» **SOURCE DATA**:
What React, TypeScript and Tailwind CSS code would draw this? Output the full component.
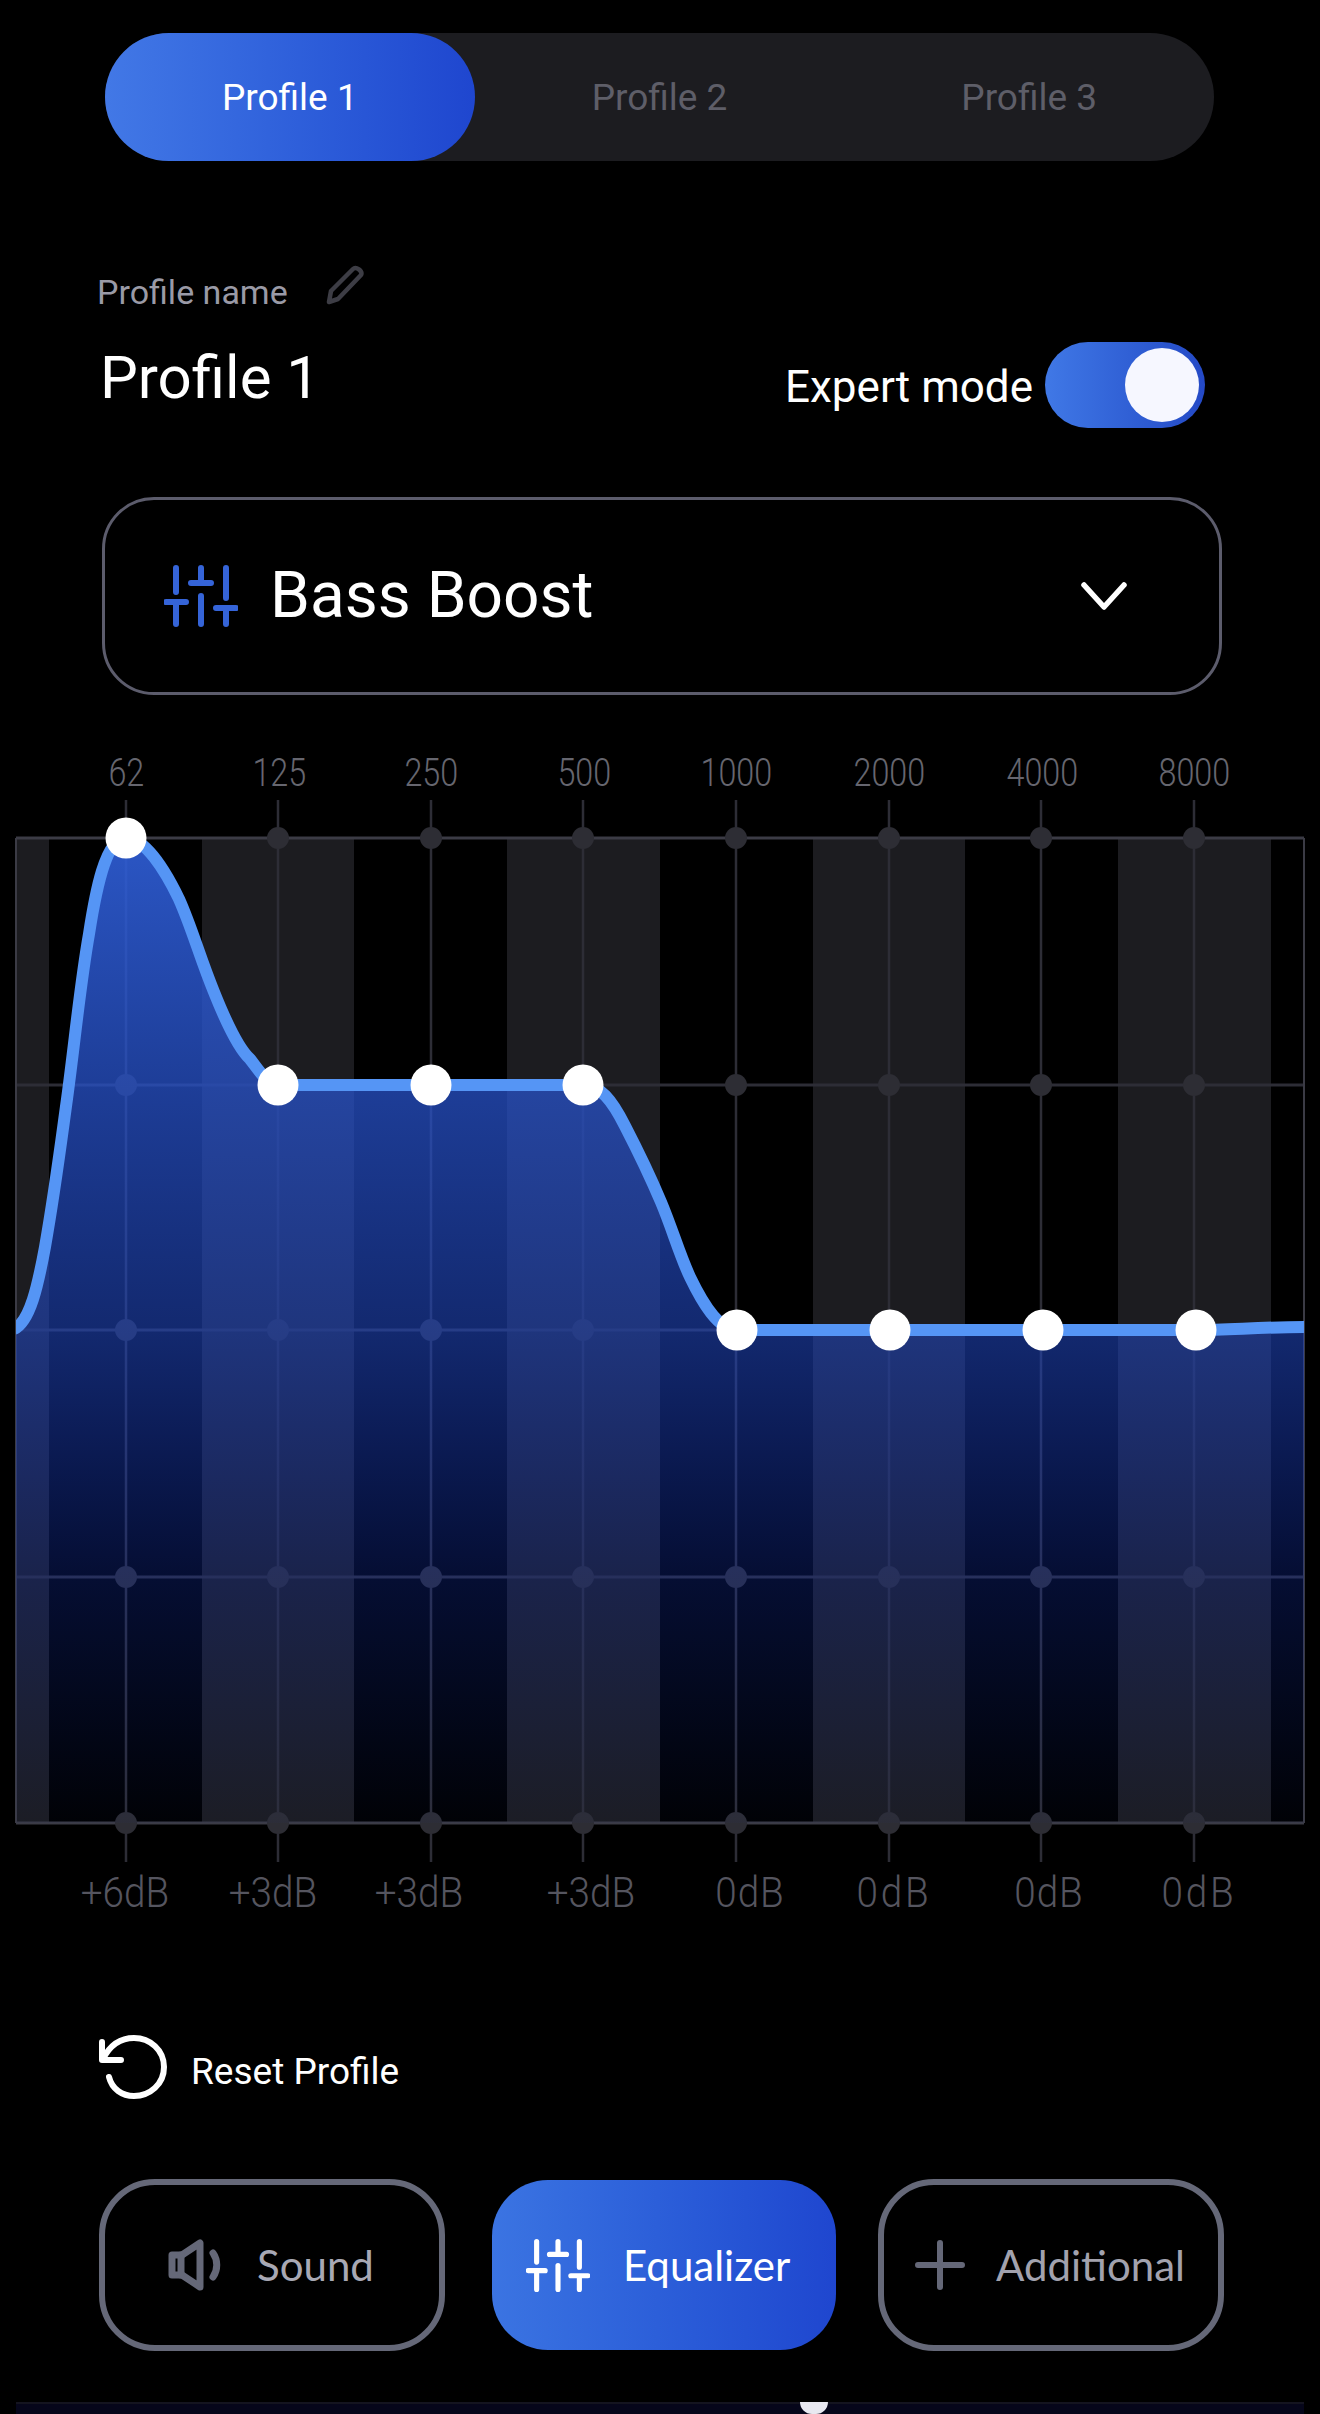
const BANDS = [126, 278, 431, 583, 736, 889, 1041, 1194];
const ROWS = [838, 1085, 1330, 1577, 1823];
const STRIPES = [16, 202, 507, 813, 1118];
const STRIPE_W = [33, 152, 153, 152, 153];
const HANDLES: [number, number][] = [
  [126, 838],
  [278, 1085],
  [431, 1085],
  [583, 1085],
  [737, 1330],
  [890, 1330],
  [1043, 1330],
  [1196, 1330],
];

const CURVE =
  'M14 1329 C30 1322 38 1285 45 1247 C55 1190 60 1150 67 1099 C75 1040 80 985 89 934 C95 895 105 838 126 838 C145 838 165 870 179 899 C192 928 200 958 214 992 C226 1022 240 1050 250 1059 C260 1072 268 1085 278 1085 L583 1085 C600 1085 612 1100 625 1126 C640 1155 650 1176 661 1202 C672 1228 680 1256 690 1277 C702 1302 718 1330 737 1330 L1196 1330 C1230 1330 1260 1327 1306 1327';

const FREQS = ['62', '125', '250', '500', '1000', '2000', '4000', '8000'];

const GAINS = [
  { label: '+6dB', cls: 'w-[150px] ml-[50px]' },
  { label: '+3dB', cls: 'w-[146px]' },
  { label: '+3dB', cls: 'w-[146px]' },
  { label: '+3dB', cls: 'w-[198px]' },
  { label: '0dB', cls: 'w-[120px] tracking-[1px]' },
  { label: '0dB', cls: 'w-[168px] tracking-[3px]' },
  { label: '0dB', cls: 'w-[142px] tracking-[1px]' },
  { label: '0dB', cls: 'w-[158px] tracking-[3px]' },
];

function Sliders({ className }: { className?: string }) {
  return (
    <svg viewBox="0 0 74 62" fill="none" stroke="currentColor" strokeWidth="6" strokeLinecap="round" className={className}>
      <path d="M12 3V27M12 40V59M2 37H22" />
      <path d="M37 3V18M37 31V59M27 18H47" />
      <path d="M62 3V33M62 46V59M52 43H72" />
    </svg>
  );
}

function Speaker({ className }: { className?: string }) {
  return (
    <svg viewBox="0 0 55 52" fill="none" stroke="currentColor" strokeLinejoin="round" strokeLinecap="round" className={className}>
      <path d="M4 16H14L32 4V48L14 36H4Z" strokeWidth="7" />
      <path d="M13 16V36" strokeWidth="7" />
      <path d="M45 14C50 21 50 31 45 38" strokeWidth="7" />
    </svg>
  );
}

function Pencil({ className }: { className?: string }) {
  return (
    <svg viewBox="0 0 40 40" fill="none" stroke="currentColor" strokeWidth="4.5" strokeLinejoin="round" className={className}>
      <path d="M3 37L5 26L27 4C30 1 37 6 35 10L12 34Z" />
    </svg>
  );
}

function ResetIcon({ className }: { className?: string }) {
  return (
    <svg viewBox="0 0 70 64" fill="none" stroke="currentColor" strokeWidth="6" strokeLinecap="round" strokeLinejoin="round" className={className}>
      <path d="M4 7V25H23" />
      <path d="M5 24C12 10 22 3 36 3C52 3 66 15 66 32C66 49 52 61 36 61C24 61 14 54 11 42" />
    </svg>
  );
}

function PlusIcon({ className }: { className?: string }) {
  return (
    <svg viewBox="0 0 50 50" fill="none" stroke="currentColor" strokeWidth="6" strokeLinecap="round" className={className}>
      <path d="M25 3V47M3 25H47" />
    </svg>
  );
}

function EqChart() {
  return (
    <svg viewBox="0 800 1320 1062" className="block h-[1062px] w-[1320px]">
      <defs>
        <linearGradient id="eqFill" gradientUnits="userSpaceOnUse" x1="0" y1="838" x2="0" y2="1823">
          <stop offset="0" stopColor="#2f5ed6" stopOpacity="0.92" />
          <stop offset="0.5" stopColor="#2148c3" stopOpacity="0.57" />
          <stop offset="0.75" stopColor="#1438cc" stopOpacity="0.25" />
          <stop offset="1" stopColor="#1438cc" stopOpacity="0.03" />
        </linearGradient>
        <clipPath id="eqClip">
          <rect x="16" y="780" width="1288" height="1060" />
        </clipPath>
      </defs>

      {STRIPES.map((x, i) => (
        <rect key={x} x={x} y={838} width={STRIPE_W[i]} height={985} fill="#1c1c20" />
      ))}

      {ROWS.map((y, i) => (
        <line key={y} x1="16" x2="1304" y1={y} y2={y} stroke={i === 0 || i === 4 ? '#3b3b45' : '#2d2d36'} strokeWidth="3" />
      ))}
      <line x1="16" x2="16" y1="838" y2="1823" stroke="#3b3b45" strokeWidth="2" />
      <line x1="1304" x2="1304" y1="838" y2="1823" stroke="#3b3b45" strokeWidth="2" />

      {BANDS.map((x) => (
        <g key={x}>
          <line x1={x} x2={x} y1="800" y2="1862" stroke="#2d2d36" strokeWidth="2.5" />
          {ROWS.map((y) => (
            <circle key={y} cx={x} cy={y} r="11" fill="#2d2d34" />
          ))}
        </g>
      ))}

      <path d={`${CURVE} L1306 1823 L14 1823 Z`} fill="url(#eqFill)" clipPath="url(#eqClip)" />
      <path d={CURVE} fill="none" stroke="#5595f5" strokeWidth="12" clipPath="url(#eqClip)" />

      {HANDLES.map(([x, y]) => (
        <circle key={x} cx={x} cy={y} r="20.5" fill="#ffffff" />
      ))}
    </svg>
  );
}

export default function App() {
  return (
    <div className="relative flex h-[2414px] w-[1320px] flex-col overflow-hidden bg-black font-['Roboto',sans-serif] text-white">
      {/* Profile tabs */}
      <div className="ml-[105px] mt-[33px] grid h-[128px] w-[1109px] grid-cols-3 rounded-full bg-[#1c1c20] pt-[1px] text-[37px] text-[#5e5e68]">
        <div className="-mt-[1px] flex items-center justify-center rounded-full bg-gradient-to-r from-[#4278e6] to-[#1f46cf] pt-[1px] text-white">Profile 1</div>
        <div className="flex items-center justify-center">Profile 2</div>
        <div className="flex items-center justify-center">Profile 3</div>
      </div>

      {/* Name + expert mode */}
      <div className="ml-[97px] mt-[101px] flex h-[60px] items-center gap-[38px]">
        <span className="text-[34px] text-[#9a9aa6]">Profile name</span>
        <Pencil className="h-[40px] w-[40px] -translate-y-[7px] text-[#3d3d45]" />
      </div>
      <div className="ml-[100px] mr-[115px] mt-[20px] flex items-start justify-between">
        <span className="mt-[4px] text-[60px] leading-[64px]">Profile 1</span>
        <div className="flex items-center gap-[12px]">
          <span className="translate-y-[2px] text-[44px]">Expert mode</span>
          <div className="flex h-[86px] w-[160px] items-center justify-end rounded-full bg-gradient-to-r from-[#4078e6] to-[#2449c6] pr-[6px]">
            <div className="h-[74px] w-[74px] rounded-full bg-[#f6f7ff]" />
          </div>
        </div>
      </div>

      {/* Preset select */}
      <div className="ml-[102px] mt-[69px] flex h-[198px] w-[1120px] items-center rounded-[52px] border-[3px] border-[#5c5c6c] pl-[59px] pr-[92px]">
        <Sliders className="h-[62px] w-[74px] text-[#3564d8]" />
        <span className="ml-[32px] flex-1 text-[64px]">Bass Boost</span>
        <svg viewBox="0 0 46 28" fill="none" stroke="#ffffff" strokeWidth="5.5" strokeLinecap="round" strokeLinejoin="round" className="h-[28px] w-[46px]">
          <path d="M3 3L23 25L43 3" />
        </svg>
      </div>

      {/* Frequency labels */}
      <div className="ml-[50px] mt-[51px] flex h-[54px] items-center text-[38px] font-light text-[#66666f]">
        {FREQS.map((f) => (
          <span key={f} className="w-[152.6px] scale-x-[0.85] text-center">
            {f}
          </span>
        ))}
      </div>

      <EqChart />

      {/* Gain labels */}
      <div className="mt-[8px] flex h-[44px] items-center text-[42px] font-light text-[#55555f]">
        {GAINS.map((g, i) => (
          <span key={i} className={`${g.cls} scale-x-[0.92] text-center`}>
            {g.label}
          </span>
        ))}
      </div>

      {/* Reset */}
      <div className="ml-[98px] mt-[126px] flex h-[64px] items-center gap-[23px]">
        <ResetIcon className="h-[64px] w-[70px] -translate-y-[5px] text-white" />
        <span className="text-[37px]">Reset Profile</span>
      </div>

      {/* Mode buttons */}
      <div className="ml-[99px] mt-[75px] flex font-['Lato',sans-serif] text-[42px]">
        <div className="flex h-[172px] w-[346px] items-center gap-[34px] rounded-[56px] border-[6px] border-[#656878] pl-[63px] text-[#a8a8b4]">
          <Speaker className="h-[52px] w-[55px] text-[#656878]" />
          <span>Sound</span>
        </div>
        <div className="ml-[47px] flex h-[170px] w-[344px] items-center gap-[33px] self-center rounded-[56px] bg-gradient-to-r from-[#3b74e2] to-[#1f46cf] pl-[34px]">
          <Sliders className="h-[53px] w-[64px] text-white" />
          <span>Equalizer</span>
        </div>
        <div className="ml-[42px] flex h-[172px] w-[346px] items-center gap-[31px] rounded-[56px] border-[6px] border-[#656878] pl-[31px] text-[#a2a2ae]">
          <PlusIcon className="h-[50px] w-[50px] text-[#656878]" />
          <span>Additional</span>
        </div>
      </div>

      {/* Bottom strip */}
      <div className="absolute bottom-0 left-[16px] right-[16px] h-[12px] border-t-[2px] border-[#14141f] bg-[#06061a]" />
      <div className="absolute bottom-0 left-[800px] h-[12px] w-[28px] rounded-b-full bg-[#e8e8f0]" />
    </div>
  );
}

» **INSTRUCTIONS FOR THE TASK**:
Count how many lines contain "full" and give only that count.

» **CORRECT RESULT**:
6